Głosy wśród Polaków są podzielone. Dla jednych to system poprawiający bezpieczeństwo, dla innych skarbonka. Tak, czy inaczej, właśnie rusza kolejny pomiar na autostradzie do Wrocławia.
Choć od lat apeluje się o rozwagę na drogach, wciąż to nadmierna prędkość jest jedną z głównych przyczyn tragicznych wypadków. Kierowcy zbyt często traktują przepisy jako sugestię, a ograniczenia prędkości jako przeszkodę w szybkim dotarciu do celu. Konsekwencje bywają dramatyczne – od mandatów i punktów karnych, przez zatrzymanie prawa jazdy, aż po tragedie, w których stawką jest ludzkie życie. Dlatego systematycznie rozwijany jest w Polsce automatyczny nadzór nad ruchem drogowym.

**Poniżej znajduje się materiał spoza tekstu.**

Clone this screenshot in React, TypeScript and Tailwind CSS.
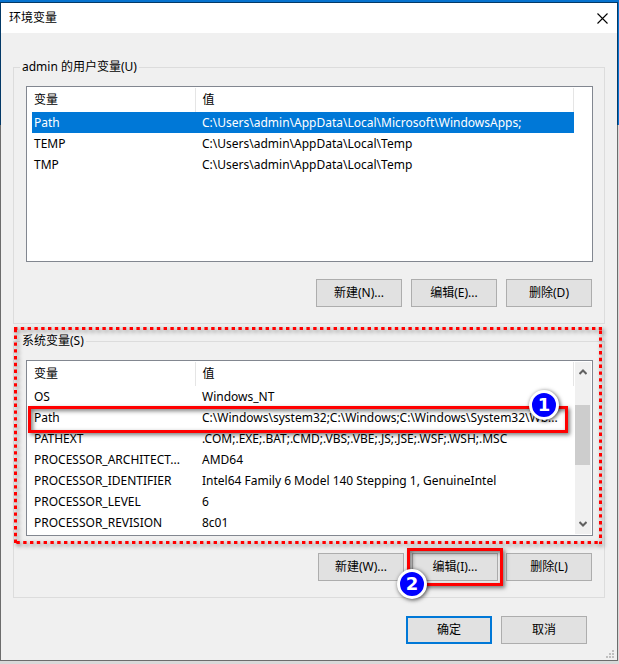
import React from "react";
import clsx from "clsx";

interface EnvVariable {
  name: string;
  value: string;
}

const userVariables: EnvVariable[] = [
  {
    name: "Path",
    value: "C:\\Users\\admin\\AppData\\Local\\Microsoft\\WindowsApps;",
  },
  { name: "TEMP", value: "C:\\Users\\admin\\AppData\\Local\\Temp" },
  { name: "TMP", value: "C:\\Users\\admin\\AppData\\Local\\Temp" },
];

const systemVariables: EnvVariable[] = [
  { name: "OS", value: "Windows_NT" },
  {
    name: "Path",
    value: "C:\\Windows\\system32;C:\\Windows;C:\\Windows\\System32\\Wb...",
  },
  {
    name: "PATHEXT",
    value: ".COM;.EXE;.BAT;.CMD;.VBS;.VBE;.JS;.JSE;.WSF;.WSH;.MSC",
  },
  { name: "PROCESSOR_ARCHITECT...", value: "AMD64" },
  {
    name: "PROCESSOR_IDENTIFIER",
    value: "Intel64 Family 6 Model 140 Stepping 1, GenuineIntel",
  },
  { name: "PROCESSOR_LEVEL", value: "6" },
  { name: "PROCESSOR_REVISION", value: "8c01" },
];

interface DialogButtonProps {
  children: React.ReactNode;
  primary?: boolean;
}

const DialogButton: React.FC<DialogButtonProps> = ({ children, primary }) => (
  <button
    type="button"
    className={clsx(
      "flex h-7 w-[86px] items-center justify-center bg-[#e1e1e1]",
      primary ? "border-2 border-[#0078d7]" : "border border-[#adadad]"
    )}
  >
    {children}
  </button>
);

interface VariableTableProps {
  label: string;
  variables: EnvVariable[];
  selected?: number;
}

const VariableTable: React.FC<VariableTableProps> = ({
  label,
  variables,
  selected,
}) => (
  <table aria-label={label} className="w-full table-fixed border-collapse">
    <colgroup>
      <col className="w-[163px]" />
      <col />
    </colgroup>
    <thead>
      <tr className="h-6 text-left">
        <th className="border-r border-[#e5e5e5] p-0 pl-0.5 font-normal">变量</th>
        <th className="border-r border-[#e5e5e5] p-0 pl-[7px] font-normal">值</th>
      </tr>
    </thead>
    <tbody>
      {variables.map((variable, index) => (
        <tr
          key={variable.name}
          className={clsx(
            "h-[21px]",
            index === selected && "bg-[#0078d7] text-white"
          )}
        >
          <td className="p-0 pl-0.5 whitespace-nowrap">{variable.name}</td>
          <td className="p-0 pl-[7px] whitespace-nowrap">{variable.value}</td>
        </tr>
      ))}
    </tbody>
  </table>
);

const ScrollBar: React.FC = () => (
  <div className="mx-px flex w-4 shrink-0 flex-col bg-[#f0f0f0]">
    <button type="button" aria-label="向上滚动" className="flex h-5 items-center justify-center">
      <svg viewBox="0 0 8 6" className="h-1.5 w-2" fill="none" stroke="#606060" strokeWidth="2">
        <path d="M0.5 5 4 1.5 7.500 5" />
      </svg>
    </button>
    <div className="mt-[23px] mr-px h-[60px] bg-[#cdcdcd]" />
    <button type="button" aria-label="向下滚动" className="mt-auto flex h-5 items-center justify-center">
      <svg viewBox="0 0 8 6" className="h-1.5 w-2" fill="none" stroke="#606060" strokeWidth="2">
        <path d="M0.5 1 4 4.500 7.500 1" />
      </svg>
    </button>
  </div>
);

interface StepBadgeProps {
  step: number;
  className: string;
}

const StepBadge: React.FC<StepBadgeProps> = ({ step, className }) => (
  <span
    className={clsx(
      "absolute flex size-[30px] items-center justify-center rounded-full border-3 border-white bg-[#0000ff] font-['DejaVu_Sans',sans-serif] text-lg leading-none font-bold text-white shadow-[1px_1px_4px_rgba(0,0,0,0.7)]",
      className
    )}
  >
    {step}
  </span>
);

// Red frame drawn over the control a step refers to
const highlightClass =
  "pointer-events-none absolute border-3 border-[#ff0000] shadow-[2px_2px_4px_rgba(0,0,0,0.5),inset_2px_2px_4px_rgba(0,0,0,0.5)]";

interface VariableGroupProps {
  title: string;
  children: React.ReactNode;
}

const VariableGroup: React.FC<VariableGroupProps> = ({ title, children }) => (
  <fieldset className="border border-[#dcdcdc]">
    <legend className="ml-1.5 px-0.5 leading-4">{title}</legend>
    <div className="pt-[11px] pr-[11px] pb-4 pl-3">{children}</div>
  </fieldset>
);

const App: React.FC = () => {
  return (
    <div className="min-h-screen bg-[linear-gradient(#0673cf_125px,#d9d9d9_125px)] pt-0.5 pr-px pb-[3px] font-['Noto_Sans','Noto_Sans_CJK_SC',sans-serif] text-xs text-black">
      <div className="relative border border-black/50 bg-[#f0f0f0] bg-clip-padding">
        <header className="flex h-[30px] items-center justify-between bg-white pr-[9px] pl-2">
          <h1>环境变量</h1>
          <button type="button" aria-label="关闭">
            <svg viewBox="0 0 11 11" className="size-[11px]" fill="none" stroke="#000" strokeWidth="1.1">
              <path d="M0.5 0.5 10.500 10.500M10.500 0.5 0.5 10.500" />
            </svg>
          </button>
        </header>

        <main className="flex flex-col gap-[9px] px-3 pt-[26px]">
          <VariableGroup title="admin 的用户变量(U)">
            <div className="h-[176px] border border-[#828790] bg-white pt-px pr-[18px] pl-[5px]">
              <VariableTable label="用户变量" variables={userVariables} selected={0} />
            </div>
            <div className="mt-[17px] flex justify-end gap-[9px] pr-px">
              <DialogButton>新建(N)...</DialogButton>
              <DialogButton>编辑(E)...</DialogButton>
              <DialogButton>删除(D)</DialogButton>
            </div>
          </VariableGroup>

          <div className="relative">
            <VariableGroup title="系统变量(S)">
              <div className="relative flex h-[176px] border border-[#828790] bg-white py-px pl-[5px]">
                <div className="min-w-0 flex-1">
                  <VariableTable label="系统变量" variables={systemVariables} />
                </div>
                <ScrollBar />
                <div className={clsx(highlightClass, "top-[45px] right-6 left-px h-[27px]")}>
                  <StepBadge step={1} className="-top-[19px] right-1.5" />
                </div>
              </div>
              <div className="mt-[17px] flex justify-end gap-2 pr-px">
                <DialogButton>新建(W)...</DialogButton>
                <div className="relative">
                  <DialogButton>编辑(I)...</DialogButton>
                  <div className={clsx(highlightClass, "-inset-[5px]")}>
                    <StepBadge step={2} className="-bottom-4 -left-[13px]" />
                  </div>
                </div>
                <DialogButton>删除(L)</DialogButton>
              </div>
            </VariableGroup>
            <div className="pointer-events-none absolute -top-1.5 right-[3px] left-px h-[217px]">
              <svg className="size-full drop-shadow-[2px_2px_2px_rgba(0,0,0,0.5)]">
                <rect
                  width="100%"
                  height="100%"
                  fill="none"
                  stroke="#ff0000"
                  strokeWidth="6"
                  strokeDasharray="3.4 3.4"
                />
              </svg>
            </div>
          </div>
        </main>

        <footer className="flex justify-end gap-[9px] pt-[18px] pr-[30px] pb-4">
          <DialogButton primary>确定</DialogButton>
          <DialogButton>取消</DialogButton>
        </footer>

        {/* Resize grip */}
        <svg viewBox="0 0 8 8" className="absolute right-[3px] bottom-0.5 size-2" fill="#bfbfbf">
          <path d="M6 0h2v2H6zM3 3h2v2H3zM6 3h2v2H6zM0 6h2v2H0zM3 6h2v2H3zM6 6h2v2H6z" />
        </svg>
      </div>
    </div>
  );
};

export default App;
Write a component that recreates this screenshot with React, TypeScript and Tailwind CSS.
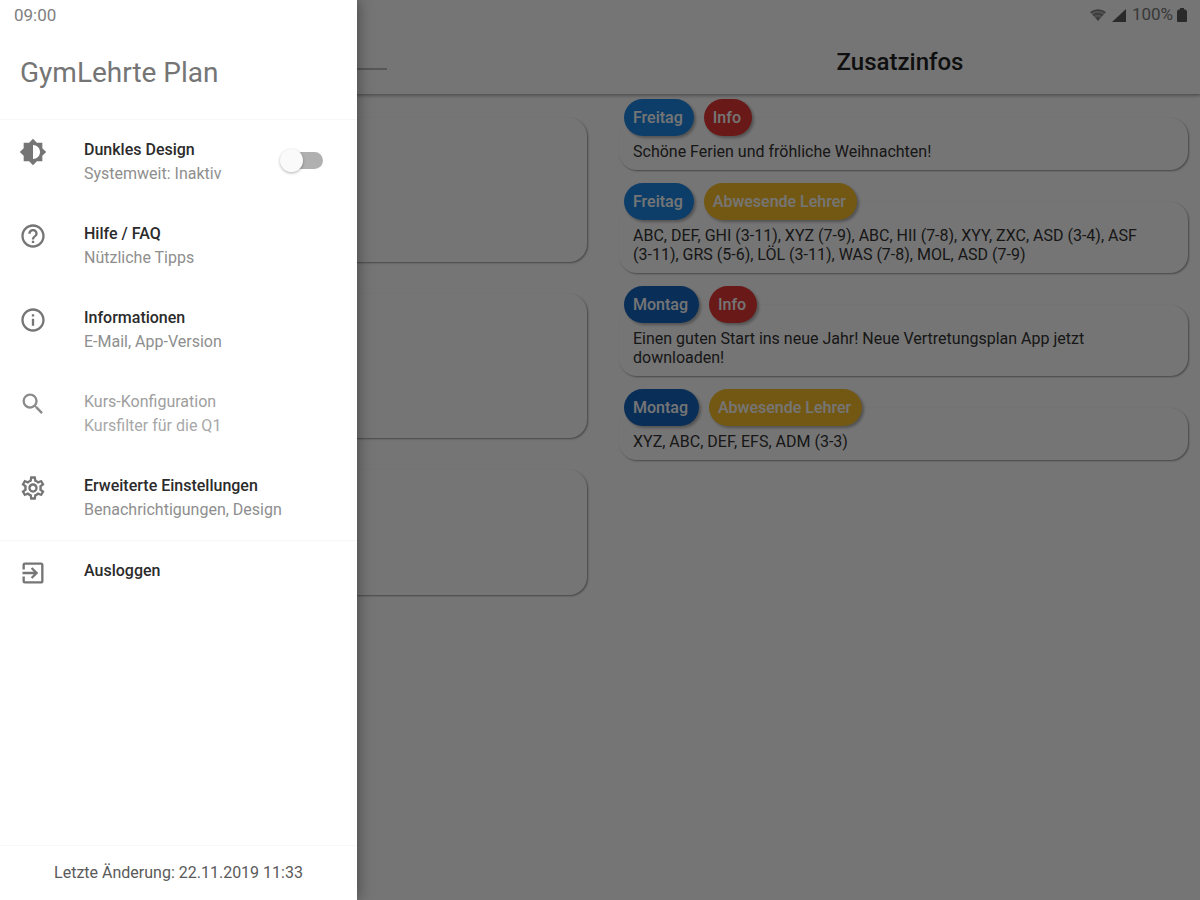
import type { ReactNode } from "react";
import {
  MdBrightnessMedium,
  MdExitToApp,
  MdHelpOutline,
  MdInfoOutline,
  MdOutlineSettings,
  MdSearch,
} from "react-icons/md";

const tones = {
  friday: "bg-[#1e88e5]",
  monday: "bg-[#1565c0]",
  info: "bg-[#e53935]",
  absent: "bg-[#fbc02d]",
};

type Tone = keyof typeof tones;

type Note = { day: string; dayTone: Tone; kind: string; kindTone: Tone; text: string };

const notes: Note[] = [
  { day: "Freitag", dayTone: "friday", kind: "Info", kindTone: "info", text: "Schöne Ferien und fröhliche Weihnachten!" },
  {
    day: "Freitag",
    dayTone: "friday",
    kind: "Abwesende Lehrer",
    kindTone: "absent",
    text: "ABC, DEF, GHI (3-11), XYZ (7-9), ABC, HII (7-8), XYY, ZXC, ASD (3-4), ASF (3-11), GRS (5-6), LÖL (3-11), WAS (7-8), MOL, ASD (7-9)",
  },
  {
    day: "Montag",
    dayTone: "monday",
    kind: "Info",
    kindTone: "info",
    text: "Einen guten Start ins neue Jahr! Neue Vertretungsplan App jetzt downloaden!",
  },
  { day: "Montag", dayTone: "monday", kind: "Abwesende Lehrer", kindTone: "absent", text: "XYZ, ABC, DEF, EFS, ADM (3-3)" },
];

function WifiIcon() {
  return (
    <svg viewBox="0 0 16 12" className="h-3 w-4" aria-hidden="true">
      <path d="M0 3.2C4.6-.8 11.4-.8 16 3.2L8 12Z" fill="#b0b0b0" />
      <path d="M.8 3.6C5 .2 11 .2 15.2 3.6M3.4 6.4c2.8-2 6.4-2 9.2 0" fill="none" stroke="#7c7c7c" strokeWidth="1.3" />
      <path d="M5.6 8.4c1.5-1 3.3-1 4.8 0L8 12Z" fill="#858585" />
    </svg>
  );
}

function SignalIcon() {
  return (
    <svg viewBox="0 0 14 13" className="h-[13px] w-[14px]" aria-hidden="true">
      <path d="M0 13 14 0v13Z" fill="#5c5c5c" />
    </svg>
  );
}

function BatteryIcon() {
  return (
    <svg viewBox="0 0 10 14" className="h-[14px] w-[10px]" aria-hidden="true">
      <path d="M3 0h4v1.6h1.6L10 3v10a1 1 0 0 1-1 1H1a1 1 0 0 1-1-1V3l1.4-1.4H3Z" fill="#5c5c5c" />
    </svg>
  );
}

function Pill({ tone, children }: { tone: Tone; children: ReactNode }) {
  return (
    <span
      className={`flex h-[37px] items-center rounded-full pr-[11px] pl-[9px] text-base font-medium text-white shadow-[2px_2px_3px_rgba(0,0,0,0.3)] ${tones[tone]}`}
    >
      {children}
    </span>
  );
}

function NoteCard({ note }: { note: Note }) {
  return (
    <article>
      <div className="relative flex gap-[10px] px-[5px]">
        <Pill tone={note.dayTone}>{note.day}</Pill>
        <Pill tone={note.kindTone}>{note.kind}</Pill>
      </div>
      <p className="-mt-[18px] rounded-[18px] bg-white pt-6 pr-9 pb-[9px] pl-[14px] text-base leading-[19px] text-[#333333] shadow-[1px_1px_2px_rgba(0,0,0,0.4)]">
        {note.text}
      </p>
    </article>
  );
}

function LessonCard({ tall }: { tall: boolean }) {
  return (
    <article className="pt-[19px]">
      <div
        className={`rounded-[18px] bg-white shadow-[1px_1px_2px_rgba(0,0,0,0.4)] ${tall ? "h-[144px]" : "h-[125px]"}`}
      />
    </article>
  );
}

function MenuItem({
  icon,
  title,
  subtitle,
  disabled,
}: {
  icon: ReactNode;
  title: string;
  subtitle?: string;
  disabled?: boolean;
}) {
  return (
    <button
      type="button"
      disabled={disabled}
      className="flex w-full items-start gap-[37px] px-[19px] py-[18px] text-left text-[#757575] disabled:text-[#8a8a8a]"
    >
      <span className="text-[28px]">{icon}</span>
      <span className="flex flex-col text-base leading-6">
        <span className={disabled ? "font-normal text-[#9e9e9e]" : "font-medium text-[#2b2b2b]"}>{title}</span>
        {subtitle && <span className={disabled ? "text-[#a8a8a8]" : "text-[#8e8e8e]"}>{subtitle}</span>}
      </span>
    </button>
  );
}

function Drawer() {
  return (
    <aside className="absolute inset-y-0 left-0 flex w-[357px] flex-col bg-white shadow-[1px_0_14px_rgba(0,0,0,0.4)]">
      <time className="px-[14px] pt-[3px] text-[17px] leading-6 text-[#808080]">09:00</time>
      <h1 className="border-b border-[#f7f7f7] px-5 py-7 text-[28px] leading-9 text-[#757575]">GymLehrte Plan</h1>
      <nav className="flex grow flex-col">
        <label className="flex items-start gap-[37px] px-[19px] py-[18px] text-[#757575]">
          <MdBrightnessMedium className="size-7" />
          <span className="flex grow flex-col text-base leading-6">
            <span className="font-medium text-[#2b2b2b]">Dunkles Design</span>
            <span className="text-[#8e8e8e]">Systemweit: Inaktiv</span>
          </span>
          <input
            type="checkbox"
            role="switch"
            className="relative mt-[14px] mr-[15px] h-[17px] w-[38px] appearance-none rounded-full bg-[#b0b0b0] before:absolute before:-top-[3px] before:-left-[5px] before:size-[23px] before:rounded-full before:bg-[#fafafa] before:shadow-[0_1px_3px_rgba(0,0,0,0.3)] checked:before:left-[20px]"
          />
        </label>
        <MenuItem icon={<MdHelpOutline />} title="Hilfe / FAQ" subtitle="Nützliche Tipps" />
        <MenuItem icon={<MdInfoOutline />} title="Informationen" subtitle="E-Mail, App-Version" />
        <MenuItem icon={<MdSearch />} title="Kurs-Konfiguration" subtitle="Kursfilter für die Q1" disabled />
        <MenuItem icon={<MdOutlineSettings />} title="Erweiterte Einstellungen" subtitle="Benachrichtigungen, Design" />
        <div className="border-t border-[#f7f7f7]">
          <MenuItem icon={<MdExitToApp />} title="Ausloggen" />
        </div>
      </nav>
      <footer className="border-t border-[#f7f7f7] py-4 text-center text-base leading-[22px] text-[#5a5a5a]">
        Letzte Änderung: 22.11.2019 11:33
      </footer>
    </aside>
  );
}

export default function App() {
  return (
    <div className="relative flex min-h-screen flex-col bg-white font-['Roboto',sans-serif]">
      <header className="border-b border-[#bdbdbd] shadow-[0_1px_3px_rgba(0,0,0,0.3)]">
        <div className="flex h-[30px] items-center justify-end gap-[6px] pr-[13px] text-[17px] text-[#7c7c7c]">
          <WifiIcon />
          <SignalIcon />
          <span className="flex items-center gap-1">
            100%
            <BatteryIcon />
          </span>
        </div>
        <div className="grid h-16 grid-cols-2">
          <div className="flex items-start justify-center">
            <div className="h-10 w-[174px] border-b-2 border-[#bdbdbd]" />
          </div>
          <h2 className="pt-4 text-center text-2xl leading-8 font-medium text-[#212121]">Zusatzinfos</h2>
        </div>
      </header>
      <main className="grid grow grid-cols-2">
        <section className="flex flex-col gap-[13px] py-1 pr-[13px] pl-[19px]">
          <LessonCard tall />
          <LessonCard tall />
          <LessonCard tall={false} />
        </section>
        <section className="flex flex-col gap-[13px] py-1 pr-3 pl-[19px]">
          {notes.map((note) => (
            <NoteCard key={note.text} note={note} />
          ))}
        </section>
      </main>
      <div className="absolute inset-0 bg-black/54" />
      <Drawer />
    </div>
  );
}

– Wciąż jedną z głównych przyczyn wypadków drogowych jest nadmierna prędkość. Nadzór nad odcinkami dróg, których infrastruktura umożliwia rozwijanie dużych prędkości, ma doprowadzić do ograniczenia występowania tragicznych w skutkach zdarzeń drogowych. Zwiększenie liczby urządzeń rejestrujących doprowadzi do wzrostu liczby kontroli prędkości pojazdów poruszających się po polskich drogach, co w konsekwencji ma wpłynąć na zmniejszenie liczby wypadków spowodowanych niedostosowaniem prędkości do przepisów ruchu drogowego. – podkreśla Centrum Automatycznego Nadzoru nad Ruchem Drogowym, instytucja, która odpowiada za system automatycznego nadzoru nad ruchem drogowym, czyli rosnące jak grzyby po deszczu fotoradary i odcinkowe pomiary prędkości w naszym kraju.
Nie jest tajemnicą, iż dolnośląski odcinek A4 od dawna uznawany jest za szczególnie niebezpieczny. Montaż kamer i wprowadzenie limitu 110 km/h to próba wyeliminowania tragicznych wypadków i wymuszenie na kierowcach bardziej odpowiedzialnej jazdy.
W lipcu 2023 r na autostradzie A4 został uruchomiony pierwszy na Dolnym Śląsku odcinkowy pomiar prędkości. Wybór padł na najbardziej niebezpieczny odcinek autostrady pomiędzy węzłami Kostomłoty a Kąty Wrocławskie. W pierwszym półroczu swojego działania, w okresie od lipca 2023 r. do stycznia 2024 roku kamery zarejestrowały na odcinku A4 między Kostomłotami a Kątami Wrocławskimi 152 tys. wykroczeń, co dawało blisko 900 mandatów dziennie. A w pierwszej połowie bieżącego roku zarejestrowano tam aż 24,6 tys. przypadków przekroczenia prędkości. Co warto podkreślić, średnie przekroczenie wynosiło około 21 km/h, a jedynie niespełna 2% kierowców pozwoliło sobie na szaleńczą jazdę powyżej 50 km/h ponad limit.
Teraz rusza kolejna lokalizacja. System został włączony pomiędzy węzłami Kąty Wrocławskie a Pietrzykowicami. Na siedmiokilometrowym fragmencie tej kluczowej dla Dolnego Śląska trasy obowiązuje ograniczenie do 110 km/h dla samochodów osobowych i 80 km/h dla ciężarowych.
CANARD podkreśla, że ustawiony próg wyzwolenia kamer uwzględnia margines 10 km/h, co ma zapobiegać karaniu za drobne błędy i ułatwia kierowcom utrzymanie prędkości zgodnej z przepisami.
Po uruchomieniu systemu na odcinku Kąty Wrocławskie – Pietrzykowice CANARD dysponuje już 72 urządzeniami tego typu. W kolejnych miesiącach liczba ta wzrośnie do 114, co pozwoli prowadzić kontrolę na około 670 kilometrach dróg. Koszt montażu nowych urządzeń oszacowano na blisko 83,5 mln zł, a cały projekt, realizowany do połowy 2026 roku, obejmuje instalację nie tylko odcinkowych pomiarów, lecz także nowych fotoradarów oraz systemów kontrolujących przejazd na czerwonym świetle.